● EXERCISE TASK: Go through the listing and pick out each line with the word "React" in it.

● RAW DATA:

|---|

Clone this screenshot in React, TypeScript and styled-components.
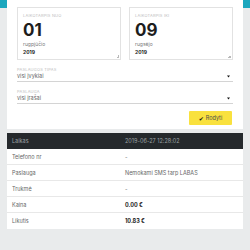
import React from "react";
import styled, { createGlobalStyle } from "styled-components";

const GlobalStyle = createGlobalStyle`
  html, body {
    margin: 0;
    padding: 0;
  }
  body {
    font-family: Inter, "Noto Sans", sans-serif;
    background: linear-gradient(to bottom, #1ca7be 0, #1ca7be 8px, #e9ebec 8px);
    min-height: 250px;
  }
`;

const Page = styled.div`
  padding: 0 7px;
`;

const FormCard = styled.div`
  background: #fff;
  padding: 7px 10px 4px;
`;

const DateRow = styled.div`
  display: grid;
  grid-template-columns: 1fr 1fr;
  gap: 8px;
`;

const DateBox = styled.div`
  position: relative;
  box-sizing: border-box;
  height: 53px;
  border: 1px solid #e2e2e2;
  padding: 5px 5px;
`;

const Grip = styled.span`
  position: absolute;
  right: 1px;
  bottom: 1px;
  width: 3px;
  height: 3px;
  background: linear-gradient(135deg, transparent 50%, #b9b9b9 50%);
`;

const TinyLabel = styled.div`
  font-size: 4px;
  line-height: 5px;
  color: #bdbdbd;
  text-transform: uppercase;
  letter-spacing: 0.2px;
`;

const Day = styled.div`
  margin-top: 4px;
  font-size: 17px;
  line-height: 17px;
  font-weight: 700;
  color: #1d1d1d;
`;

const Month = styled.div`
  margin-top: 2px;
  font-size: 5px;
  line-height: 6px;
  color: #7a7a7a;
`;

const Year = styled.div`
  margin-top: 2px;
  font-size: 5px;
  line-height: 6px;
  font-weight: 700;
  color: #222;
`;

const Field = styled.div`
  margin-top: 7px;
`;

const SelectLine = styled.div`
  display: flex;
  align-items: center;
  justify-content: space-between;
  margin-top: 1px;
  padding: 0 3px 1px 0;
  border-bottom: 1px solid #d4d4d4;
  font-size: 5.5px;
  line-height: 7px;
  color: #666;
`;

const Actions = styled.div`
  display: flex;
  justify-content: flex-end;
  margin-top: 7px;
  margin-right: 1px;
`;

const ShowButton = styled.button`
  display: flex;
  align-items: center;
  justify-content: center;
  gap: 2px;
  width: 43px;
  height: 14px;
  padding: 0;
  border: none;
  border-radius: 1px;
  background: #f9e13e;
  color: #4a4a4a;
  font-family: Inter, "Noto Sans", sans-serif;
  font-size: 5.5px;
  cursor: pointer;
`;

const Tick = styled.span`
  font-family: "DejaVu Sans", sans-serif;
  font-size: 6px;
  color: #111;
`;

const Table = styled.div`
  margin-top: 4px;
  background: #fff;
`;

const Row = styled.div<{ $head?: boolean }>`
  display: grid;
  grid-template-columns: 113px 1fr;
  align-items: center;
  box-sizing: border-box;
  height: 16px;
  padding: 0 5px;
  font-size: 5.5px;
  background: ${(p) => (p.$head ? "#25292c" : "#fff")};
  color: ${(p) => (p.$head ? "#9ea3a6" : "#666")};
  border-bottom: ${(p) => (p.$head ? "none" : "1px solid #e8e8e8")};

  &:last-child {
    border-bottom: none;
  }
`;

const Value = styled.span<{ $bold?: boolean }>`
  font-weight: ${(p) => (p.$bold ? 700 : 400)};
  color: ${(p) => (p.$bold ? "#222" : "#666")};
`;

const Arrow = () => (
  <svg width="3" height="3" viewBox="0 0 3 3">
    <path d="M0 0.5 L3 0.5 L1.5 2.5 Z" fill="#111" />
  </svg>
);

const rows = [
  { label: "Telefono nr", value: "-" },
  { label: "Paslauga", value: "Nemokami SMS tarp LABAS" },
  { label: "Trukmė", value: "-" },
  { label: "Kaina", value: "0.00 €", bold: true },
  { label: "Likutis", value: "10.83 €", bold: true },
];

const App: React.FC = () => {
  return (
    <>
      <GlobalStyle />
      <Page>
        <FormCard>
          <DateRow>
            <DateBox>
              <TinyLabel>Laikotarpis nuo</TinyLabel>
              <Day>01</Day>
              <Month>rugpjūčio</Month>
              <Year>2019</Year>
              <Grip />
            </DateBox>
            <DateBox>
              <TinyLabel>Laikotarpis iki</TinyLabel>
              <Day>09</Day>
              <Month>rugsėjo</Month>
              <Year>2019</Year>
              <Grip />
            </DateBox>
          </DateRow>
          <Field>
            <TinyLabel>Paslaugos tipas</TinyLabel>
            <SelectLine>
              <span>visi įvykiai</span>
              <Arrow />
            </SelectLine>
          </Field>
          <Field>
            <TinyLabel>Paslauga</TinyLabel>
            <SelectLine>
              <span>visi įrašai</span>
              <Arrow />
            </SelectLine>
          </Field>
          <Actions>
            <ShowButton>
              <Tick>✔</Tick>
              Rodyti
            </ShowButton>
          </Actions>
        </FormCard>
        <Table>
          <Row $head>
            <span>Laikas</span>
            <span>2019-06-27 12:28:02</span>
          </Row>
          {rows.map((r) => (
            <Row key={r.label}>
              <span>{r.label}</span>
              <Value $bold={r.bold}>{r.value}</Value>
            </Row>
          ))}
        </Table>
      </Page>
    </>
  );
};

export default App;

|---|

● WRITTEN SOLUTION:
Clone this screenshot in React, TypeScript and styled-components.
import React from "react";
const App: React.FC = () => {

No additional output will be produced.